Let me know if you have a step-by-step (or better still automated) repro.

Comment by Aristarkh Zagorodnikov [ 25/Jun/13 ]

Yes, this should solve this case.

Comment by Scott Hernandez (Inactive) [ 24/Jun/13 ]

I think the problem is in this case where no chaining is allowed where we really want it to mean prefer primary, not only primary, as a replication source, so that the high priority node can become freshest and be elected. I believe what we want in this situation is the higher priority node to replicate and become the freshest from the non-primary replica (with lower priority).

Comment by Aristarkh Zagorodnikov [ 22/Jun/13 ]

After I talked today with Scott Hernandez, I remembered that I should note that we have chained replication disabled, so the secondary with higher priority can't catch up from the more fresh one.

Comment by Aristarkh Zagorodnikov [ 07/Jun/13 ]

Matt, sorry for the long delay, I'm currently very busy. Will do something about repro steps in the coming days.

Comment by Matt Dannenberg [ 04/Jun/13 ]

I am having trouble reproducing what you've described above. Can you give me the step by step commands used to produce this behavior?

Comment by Aristarkh Zagorodnikov [ 08/May/13 ]

Good to hear it's going to be improved, thanks.

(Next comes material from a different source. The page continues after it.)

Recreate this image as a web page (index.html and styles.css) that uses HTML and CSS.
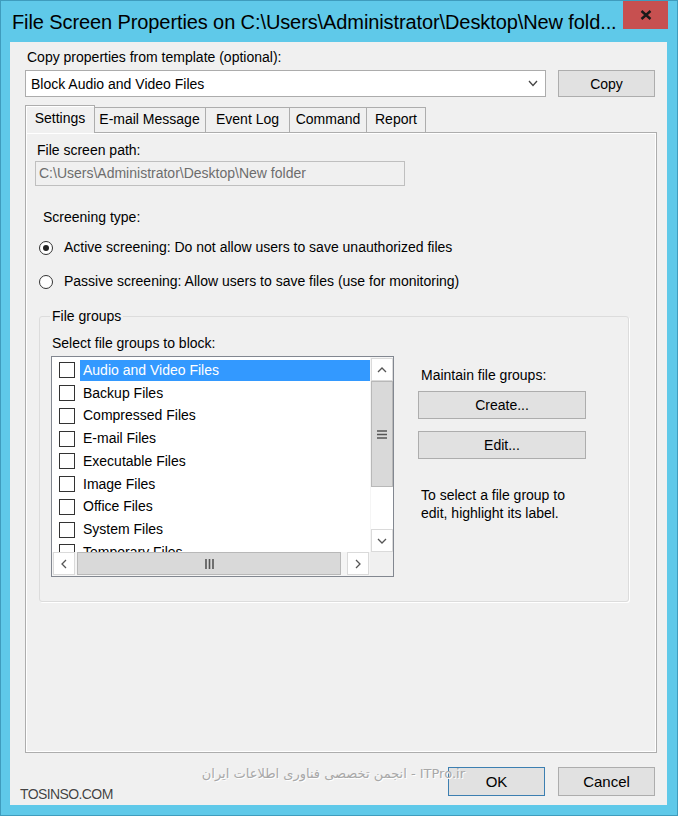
FILE: index.html
```html
<!DOCTYPE html>
<html lang="en">

<head>
	<meta charset="UTF-8">
	<title>File Screen Properties</title>
	<link rel="stylesheet" href="styles.css">
</head>

<body>
	<div class="window">
		<div class="titlebar">
			<div class="title">File Screen Properties on C:\Users\Administrator\Desktop\New fold...</div>
			<div class="close">
				<svg width="12" height="10" viewBox="0 0 12 10"><path d="M1.5 1 L10.5 9 M10.5 1 L1.5 9" stroke="#1a1a1a" stroke-width="2.4" /></svg>
			</div>
		</div>

		<div class="client">
			<div class="tpl-label">Copy properties from template (optional):</div>
			<div class="tpl-row">
				<div class="combo">
					<span>Block Audio and Video Files</span>
					<svg width="10" height="7" viewBox="0 0 10 7"><polyline points="1,1 5,5.5 9,1" fill="none" stroke="#444" stroke-width="1.3" /></svg>
				</div>
				<button class="btn copy">Copy</button>
			</div>

			<div class="tabs">
				<div class="tab active t-settings">Settings</div>
				<div class="tab t-mail">E-mail Message</div>
				<div class="tab t-log">Event Log</div>
				<div class="tab t-cmd">Command</div>
				<div class="tab t-report">Report</div>
			</div>

			<div class="panel">
				<div class="path-label">File screen path:</div>
				<div class="path-box">C:\Users\Administrator\Desktop\New folder</div>

				<div class="screen-label">Screening type:</div>
				<div class="radio first"><span class="dot on"></span>Active screening: Do not allow users to save unauthorized files</div>
				<div class="radio"><span class="dot"></span>Passive screening: Allow users to save files (use for monitoring)</div>

				<fieldset class="groups">
					<legend>File groups</legend>
					<div class="select-label">Select file groups to block:</div>
					<div class="groups-body">
						<div class="listbox">
							<div class="items">
								<div class="item"><span class="chk"></span><span class="name sel">Audio and Video Files</span></div>
								<div class="item"><span class="chk"></span><span class="name">Backup Files</span></div>
								<div class="item"><span class="chk"></span><span class="name">Compressed Files</span></div>
								<div class="item"><span class="chk"></span><span class="name">E-mail Files</span></div>
								<div class="item"><span class="chk"></span><span class="name">Executable Files</span></div>
								<div class="item"><span class="chk"></span><span class="name">Image Files</span></div>
								<div class="item"><span class="chk"></span><span class="name">Office Files</span></div>
								<div class="item"><span class="chk"></span><span class="name">System Files</span></div>
								<div class="item"><span class="chk"></span><span class="name">Temporary Files</span></div>
							</div>
							<div class="vscroll">
								<div class="sbtn"><svg width="10" height="6" viewBox="0 0 10 6"><polyline points="1,5 5,1 9,5" fill="none" stroke="#555" stroke-width="1.3" /></svg></div>
								<div class="vthumb"><svg width="10" height="9" viewBox="0 0 10 9"><path d="M0 1 H10 M0 4.5 H10 M0 8 H10" stroke="#555" stroke-width="1.6" /></svg></div>
								<div class="vtrack"></div>
								<div class="sbtn"><svg width="10" height="6" viewBox="0 0 10 6"><polyline points="1,1 5,5 9,1" fill="none" stroke="#555" stroke-width="1.3" /></svg></div>
							</div>
							<div class="hscroll">
								<div class="sbtn"><svg width="6" height="10" viewBox="0 0 6 10"><polyline points="5,1 1,5 5,9" fill="none" stroke="#555" stroke-width="1.3" /></svg></div>
								<div class="hthumb"><svg width="9" height="10" viewBox="0 0 9 10"><path d="M1 0 V10 M4.5 0 V10 M8 0 V10" stroke="#555" stroke-width="1.6" /></svg></div>
								<div class="sbtn"><svg width="6" height="10" viewBox="0 0 6 10"><polyline points="1,1 5,5 1,9" fill="none" stroke="#555" stroke-width="1.3" /></svg></div>
							</div>
							<div class="corner"></div>
						</div>

						<div class="maintain">
							<div class="maintain-label">Maintain file groups:</div>
							<button class="btn wide">Create...</button>
							<button class="btn wide edit">Edit...</button>
							<div class="hint">To select a file group to<br>edit, highlight its label.</div>
						</div>
					</div>
				</fieldset>
			</div>

			<div class="footer">
				<button class="btn ok">OK</button>
				<button class="btn">Cancel</button>
			</div>
		</div>

		<div class="mark-fa">انجمن تخصصی فناوری اطلاعات ایران - ITPro.ir</div>
		<div class="mark-en">TOSINSO.COM</div>
	</div>
</body>

</html>
```

FILE: styles.css
```css
body {
	margin: 0;
	font: 14px 'Liberation Sans', Arial, sans-serif;
	color: #000;
	background-color: #5fc9e9;
}

.window {
	position: relative;
	box-sizing: border-box;
	width: 678px;
	height: 816px;
	background-color: #5fc9e9;
	border: 1px solid #3f9cbd;
	overflow: hidden;
}

.titlebar {
	display: flex;
	justify-content: space-between;
	height: 41px;
	padding-left: 11px;
	padding-right: 9px;
}

.title {
	font-size: 20px;
	line-height: 20px;
	padding-top: 11px;
	white-space: nowrap;
	letter-spacing: -0.1px;
}

.close {
	display: flex;
	align-items: center;
	justify-content: center;
	width: 45px;
	height: 29px;
	margin-top: -1px;
	background-color: #c75050;
}

.client {
	margin: 0 10px 0 9px;
	height: 763px;
	box-sizing: border-box;
	background-color: #f0f0f0;
	padding-top: 7px;
}

.tpl-label {
	margin-left: 17px;
	line-height: 17px;
}

.tpl-row {
	display: flex;
	margin-top: 4px;
	margin-left: 15px;
}

.combo {
	display: flex;
	align-items: center;
	justify-content: space-between;
	box-sizing: border-box;
	width: 521px;
	height: 27px;
	padding: 0 7px 0 5px;
	background-color: #fff;
	border: 1px solid #acacac;
}

.btn {
	box-sizing: border-box;
	width: 97px;
	height: 27px;
	padding: 0;
	font: 14px 'Liberation Sans', Arial, sans-serif;
	color: #000;
	background-color: #e1e1e1;
	border: 1px solid #adadad;
}

.copy {
	margin-left: 12px;
}

.tabs {
	display: flex;
	align-items: flex-end;
	height: 27px;
	margin-top: 8px;
	margin-left: 17px;
}

.tab {
	box-sizing: border-box;
	height: 25px;
	line-height: 23px;
	text-align: center;
	background-color: #f0f0f0;
	border: 1px solid #adadad;
	border-bottom: none;
	margin-left: -1px;
}

.tab.active {
	position: relative;
	height: 28px;
	margin: 0 -1px -1px -2px;
	line-height: 25px;
	box-shadow: inset 1px 1px 0 #fff;
	z-index: 1;
}

.t-settings {
	width: 70px;
}

.t-mail {
	width: 113px;
}

.t-log {
	width: 85px;
}

.t-cmd {
	width: 78px;
}

.t-report {
	width: 60px;
}

.panel {
	box-sizing: border-box;
	width: 632px;
	height: 621px;
	margin-left: 15px;
	padding-top: 9px;
	background-color: #f0f0f0;
	border: 1px solid #adadad;
	box-shadow: inset 1px 1px 0 #fff, inset -1px -1px 0 #fff;
}

.path-label {
	margin-left: 11px;
	line-height: 17px;
}

.path-box {
	box-sizing: border-box;
	width: 370px;
	height: 25px;
	margin: 2px 0 0 9px;
	padding-left: 3px;
	line-height: 23px;
	color: #6d6d6d;
	border: 1px solid #bfbfbf;
	background-color: #f0f0f0;
}

.screen-label {
	margin: 23px 0 0 17px;
	line-height: 17px;
}

.radio {
	display: flex;
	align-items: center;
	margin: 17px 0 0 13px;
	line-height: 17px;
}

.radio.first {
	margin-top: 13px;
}

.dot {
	display: flex;
	align-items: center;
	justify-content: center;
	box-sizing: border-box;
	width: 14px;
	height: 14px;
	margin-right: 11px;
	border: 1px solid #333;
	border-radius: 50%;
	background-color: #fff;
}

.dot.on::after {
	content: '';
	width: 6px;
	height: 6px;
	border-radius: 50%;
	background-color: #222;
}

.groups {
	box-sizing: border-box;
	width: 590px;
	height: 294px;
	margin: 18px 0 0 13px;
	padding: 0;
	border: 1px solid #dcdcdc;
	border-radius: 3px;
	box-shadow: 1px 1px 0 #fff;
}

.groups legend {
	margin-left: 10px;
	padding: 0 2px;
	line-height: 17px;
}

.select-label {
	margin: 10px 0 0 12px;
	line-height: 17px;
}

.groups-body {
	display: flex;
	margin-top: 4px;
	margin-left: 11px;
}

.listbox {
	display: grid;
	grid-template-columns: 318px 23px;
	grid-template-rows: 195px 24px;
	width: 343px;
	height: 221px;
	box-sizing: border-box;
	border: 1px solid #828790;
	background-color: #fff;
}

.items {
	overflow: hidden;
	padding-top: 2px;
}

.item {
	display: flex;
	align-items: center;
	height: 22.75px;
	padding-left: 7px;
}

.chk {
	box-sizing: border-box;
	width: 16px;
	height: 16px;
	border: 1px solid #333;
	background-color: #fff;
}

.name {
	margin-left: 5px;
	padding: 0 3px;
	line-height: 21px;
	white-space: nowrap;
}

.name.sel {
	flex: 1;
	color: #fff;
	background-color: #3399ff;
}

.vscroll {
	display: flex;
	flex-direction: column;
	padding: 1px 0 0 1px;
	background-color: #f5f5f5;
}

.hscroll {
	display: flex;
	align-items: stretch;
	padding: 0 1px 1px 1px;
	background-color: #f5f5f5;
}

.sbtn {
	display: flex;
	align-items: center;
	justify-content: center;
	box-sizing: border-box;
	width: 22px;
	height: 23px;
	background-color: #fff;
	border: 1px solid #dadada;
}

.vthumb {
	display: flex;
	align-items: center;
	justify-content: center;
	height: 104px;
	background-color: #d9d9d9;
	border: 1px solid #b8b8b8;
}

.vtrack {
	flex: 1;
	background-color: #fff;
}

.hthumb {
	display: flex;
	align-items: center;
	justify-content: center;
	width: 262px;
	margin: 0 6px 0 2px;
	background-color: #d9d9d9;
	border: 1px solid #b8b8b8;
}

.corner {
	background-color: #f0f0f0;
}

.maintain {
	margin-left: 24px;
	padding-top: 11px;
}

.maintain-label {
	margin-left: 3px;
	line-height: 17px;
}

.wide {
	display: block;
	width: 168px;
	height: 28px;
	margin-top: 7px;
}

.wide.edit {
	margin-top: 12px;
}

.hint {
	margin: 27px 0 0 3px;
	line-height: 18px;
}

.footer {
	display: flex;
	justify-content: flex-end;
	gap: 13px;
	margin-top: 14px;
	padding-right: 12px;
}

.footer .btn {
	height: 29px;
	font-size: 15px;
}

.ok {
	border-color: #3c7fb1;
}

.mark-fa {
	position: absolute;
	right: 212px;
	top: 765px;
	font: 13px 'DejaVu Sans', sans-serif;
	color: #a8a8a8;
	text-shadow: 1px 1px 0 #fff;
}

.mark-en {
	position: absolute;
	left: 19px;
	top: 785px;
	font: 14px 'Liberation Sans', Arial, sans-serif;
	letter-spacing: -0.6px;
	color: #444;
	text-shadow: 0 0 1px #fff, 0 0 1px #fff;
}
```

Comment by Eric Milkie [ 07/May/13 ]

Rollbacks are very undesirable. The documentation says that priorities help guide which member gets elected but they are not absolute.
In the situation outlined in the description above, we should elect the lower priority, freshest member. The primaryship will subsequently move to the higher priority node after it has caught up.